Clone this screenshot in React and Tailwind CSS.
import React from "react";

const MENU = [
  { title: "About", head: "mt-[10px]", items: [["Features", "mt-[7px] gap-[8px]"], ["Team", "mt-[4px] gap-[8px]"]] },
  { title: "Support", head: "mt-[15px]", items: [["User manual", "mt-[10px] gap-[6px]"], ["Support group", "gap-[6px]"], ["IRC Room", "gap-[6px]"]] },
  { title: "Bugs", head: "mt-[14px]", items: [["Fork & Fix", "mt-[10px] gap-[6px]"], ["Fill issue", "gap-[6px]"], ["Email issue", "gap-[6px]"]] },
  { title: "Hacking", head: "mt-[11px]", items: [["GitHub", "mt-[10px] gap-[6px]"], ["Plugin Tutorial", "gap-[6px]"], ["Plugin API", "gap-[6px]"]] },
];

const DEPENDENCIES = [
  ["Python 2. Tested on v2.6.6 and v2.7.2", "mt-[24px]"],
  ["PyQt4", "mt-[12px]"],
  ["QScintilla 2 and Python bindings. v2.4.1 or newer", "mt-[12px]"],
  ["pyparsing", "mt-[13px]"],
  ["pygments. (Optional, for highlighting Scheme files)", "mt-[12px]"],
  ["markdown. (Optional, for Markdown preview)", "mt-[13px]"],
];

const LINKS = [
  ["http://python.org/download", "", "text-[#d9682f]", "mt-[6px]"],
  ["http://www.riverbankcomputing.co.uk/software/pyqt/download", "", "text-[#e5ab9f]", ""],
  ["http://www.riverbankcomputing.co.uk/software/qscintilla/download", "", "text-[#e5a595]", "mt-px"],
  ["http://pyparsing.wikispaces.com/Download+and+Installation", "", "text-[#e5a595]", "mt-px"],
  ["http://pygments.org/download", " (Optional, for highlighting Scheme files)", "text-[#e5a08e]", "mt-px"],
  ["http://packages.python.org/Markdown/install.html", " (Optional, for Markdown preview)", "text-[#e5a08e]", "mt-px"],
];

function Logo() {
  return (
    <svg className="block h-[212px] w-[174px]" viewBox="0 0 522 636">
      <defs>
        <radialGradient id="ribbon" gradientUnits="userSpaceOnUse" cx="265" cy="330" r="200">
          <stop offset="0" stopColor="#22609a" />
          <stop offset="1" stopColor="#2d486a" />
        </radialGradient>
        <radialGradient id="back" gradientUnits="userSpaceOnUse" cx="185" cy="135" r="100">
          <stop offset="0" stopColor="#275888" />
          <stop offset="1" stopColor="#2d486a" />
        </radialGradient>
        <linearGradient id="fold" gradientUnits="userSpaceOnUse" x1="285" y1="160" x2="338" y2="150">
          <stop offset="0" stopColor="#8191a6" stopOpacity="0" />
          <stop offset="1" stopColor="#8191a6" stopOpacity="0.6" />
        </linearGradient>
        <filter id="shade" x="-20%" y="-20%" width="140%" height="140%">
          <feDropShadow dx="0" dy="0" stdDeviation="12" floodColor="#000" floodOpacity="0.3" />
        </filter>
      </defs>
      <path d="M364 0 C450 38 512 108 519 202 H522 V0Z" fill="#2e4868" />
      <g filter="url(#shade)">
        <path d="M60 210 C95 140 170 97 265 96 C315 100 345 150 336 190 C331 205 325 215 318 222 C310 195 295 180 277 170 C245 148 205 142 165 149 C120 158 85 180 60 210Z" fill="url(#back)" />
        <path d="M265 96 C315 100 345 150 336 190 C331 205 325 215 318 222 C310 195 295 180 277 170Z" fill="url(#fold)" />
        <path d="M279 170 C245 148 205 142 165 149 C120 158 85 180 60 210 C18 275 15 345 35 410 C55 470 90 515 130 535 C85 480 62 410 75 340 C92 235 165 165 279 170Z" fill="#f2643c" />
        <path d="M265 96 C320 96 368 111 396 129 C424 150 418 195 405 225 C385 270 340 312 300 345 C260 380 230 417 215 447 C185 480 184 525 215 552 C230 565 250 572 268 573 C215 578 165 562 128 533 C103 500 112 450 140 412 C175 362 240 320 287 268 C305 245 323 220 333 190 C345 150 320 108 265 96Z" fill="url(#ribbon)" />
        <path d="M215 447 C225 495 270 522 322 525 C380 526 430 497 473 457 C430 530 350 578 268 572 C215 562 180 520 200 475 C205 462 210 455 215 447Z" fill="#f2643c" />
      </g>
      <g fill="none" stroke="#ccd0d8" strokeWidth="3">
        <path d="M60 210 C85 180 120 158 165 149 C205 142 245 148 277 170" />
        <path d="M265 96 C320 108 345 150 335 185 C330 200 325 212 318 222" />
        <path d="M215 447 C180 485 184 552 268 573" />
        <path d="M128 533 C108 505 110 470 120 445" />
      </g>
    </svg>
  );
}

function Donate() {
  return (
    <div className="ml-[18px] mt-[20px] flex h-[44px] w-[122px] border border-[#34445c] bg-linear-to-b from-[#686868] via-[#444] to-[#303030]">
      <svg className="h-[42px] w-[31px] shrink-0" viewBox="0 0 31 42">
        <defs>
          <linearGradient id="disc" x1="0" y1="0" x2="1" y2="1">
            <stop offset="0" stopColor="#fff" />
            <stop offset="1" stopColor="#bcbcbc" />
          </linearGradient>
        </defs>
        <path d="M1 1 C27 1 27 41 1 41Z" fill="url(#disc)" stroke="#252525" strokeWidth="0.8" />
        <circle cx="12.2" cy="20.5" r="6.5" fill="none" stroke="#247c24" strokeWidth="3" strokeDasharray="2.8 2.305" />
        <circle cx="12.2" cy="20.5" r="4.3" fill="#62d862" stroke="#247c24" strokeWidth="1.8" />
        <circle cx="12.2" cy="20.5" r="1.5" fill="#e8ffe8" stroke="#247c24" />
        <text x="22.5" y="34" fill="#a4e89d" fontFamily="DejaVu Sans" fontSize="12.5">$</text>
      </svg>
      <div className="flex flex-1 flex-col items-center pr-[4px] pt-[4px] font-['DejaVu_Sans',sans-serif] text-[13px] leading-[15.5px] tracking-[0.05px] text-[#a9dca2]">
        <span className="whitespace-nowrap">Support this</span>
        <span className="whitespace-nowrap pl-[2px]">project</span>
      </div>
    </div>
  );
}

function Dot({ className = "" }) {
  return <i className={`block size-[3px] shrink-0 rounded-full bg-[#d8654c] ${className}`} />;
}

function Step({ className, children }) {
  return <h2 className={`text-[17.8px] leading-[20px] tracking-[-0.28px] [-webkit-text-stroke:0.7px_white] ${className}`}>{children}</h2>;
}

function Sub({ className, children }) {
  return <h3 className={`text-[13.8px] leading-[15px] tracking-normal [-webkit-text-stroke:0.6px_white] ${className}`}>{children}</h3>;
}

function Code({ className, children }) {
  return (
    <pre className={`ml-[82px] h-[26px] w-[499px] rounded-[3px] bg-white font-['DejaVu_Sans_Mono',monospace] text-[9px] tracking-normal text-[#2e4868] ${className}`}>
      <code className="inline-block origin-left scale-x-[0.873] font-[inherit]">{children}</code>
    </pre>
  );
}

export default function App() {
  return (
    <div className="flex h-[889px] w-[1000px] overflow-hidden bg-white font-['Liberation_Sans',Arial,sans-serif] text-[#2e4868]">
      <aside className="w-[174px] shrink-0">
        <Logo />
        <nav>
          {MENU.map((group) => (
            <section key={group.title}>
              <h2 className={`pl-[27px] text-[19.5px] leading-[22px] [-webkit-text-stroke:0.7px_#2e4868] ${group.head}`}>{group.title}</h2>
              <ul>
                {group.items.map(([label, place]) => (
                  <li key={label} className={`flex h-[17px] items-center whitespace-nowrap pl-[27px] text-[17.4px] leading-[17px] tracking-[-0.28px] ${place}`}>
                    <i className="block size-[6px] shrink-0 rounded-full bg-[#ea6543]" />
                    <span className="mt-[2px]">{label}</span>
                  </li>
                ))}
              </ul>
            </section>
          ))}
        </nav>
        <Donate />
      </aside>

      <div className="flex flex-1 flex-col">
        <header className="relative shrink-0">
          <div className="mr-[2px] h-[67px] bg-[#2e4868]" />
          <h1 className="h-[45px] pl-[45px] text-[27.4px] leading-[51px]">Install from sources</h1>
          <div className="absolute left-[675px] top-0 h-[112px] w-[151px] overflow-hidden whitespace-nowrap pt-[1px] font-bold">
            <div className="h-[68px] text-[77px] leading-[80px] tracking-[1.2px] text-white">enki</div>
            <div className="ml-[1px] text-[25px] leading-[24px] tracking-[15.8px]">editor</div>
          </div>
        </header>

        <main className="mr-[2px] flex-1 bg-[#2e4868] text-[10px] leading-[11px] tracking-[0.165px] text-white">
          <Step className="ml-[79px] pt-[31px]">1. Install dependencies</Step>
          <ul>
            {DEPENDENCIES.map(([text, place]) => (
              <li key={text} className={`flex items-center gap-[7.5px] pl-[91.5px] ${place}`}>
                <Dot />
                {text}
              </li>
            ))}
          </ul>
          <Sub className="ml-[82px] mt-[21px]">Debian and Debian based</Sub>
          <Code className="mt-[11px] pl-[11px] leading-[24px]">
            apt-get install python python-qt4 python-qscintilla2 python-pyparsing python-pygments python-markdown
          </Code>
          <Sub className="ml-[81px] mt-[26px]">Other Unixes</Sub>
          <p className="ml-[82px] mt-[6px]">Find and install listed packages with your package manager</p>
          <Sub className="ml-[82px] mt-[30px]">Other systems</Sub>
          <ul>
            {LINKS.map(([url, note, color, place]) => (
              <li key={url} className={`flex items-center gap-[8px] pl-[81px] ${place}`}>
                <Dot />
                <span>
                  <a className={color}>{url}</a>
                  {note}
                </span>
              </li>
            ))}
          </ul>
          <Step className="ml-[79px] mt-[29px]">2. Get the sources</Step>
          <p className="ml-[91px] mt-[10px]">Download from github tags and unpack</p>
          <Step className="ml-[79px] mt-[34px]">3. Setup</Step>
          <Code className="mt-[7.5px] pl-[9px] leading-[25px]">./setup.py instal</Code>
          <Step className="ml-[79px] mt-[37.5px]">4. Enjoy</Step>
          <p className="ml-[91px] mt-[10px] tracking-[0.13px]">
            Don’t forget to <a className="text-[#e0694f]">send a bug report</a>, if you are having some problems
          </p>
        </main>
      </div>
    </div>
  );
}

#####

## What the task requires:
Print only the lines that run from the start of the listing to the line bearing "import React from"; please keep the first line and that last one, exactly as they appear.

## Exercise output:
Clone this screenshot in React and Tailwind CSS.
import React from "react";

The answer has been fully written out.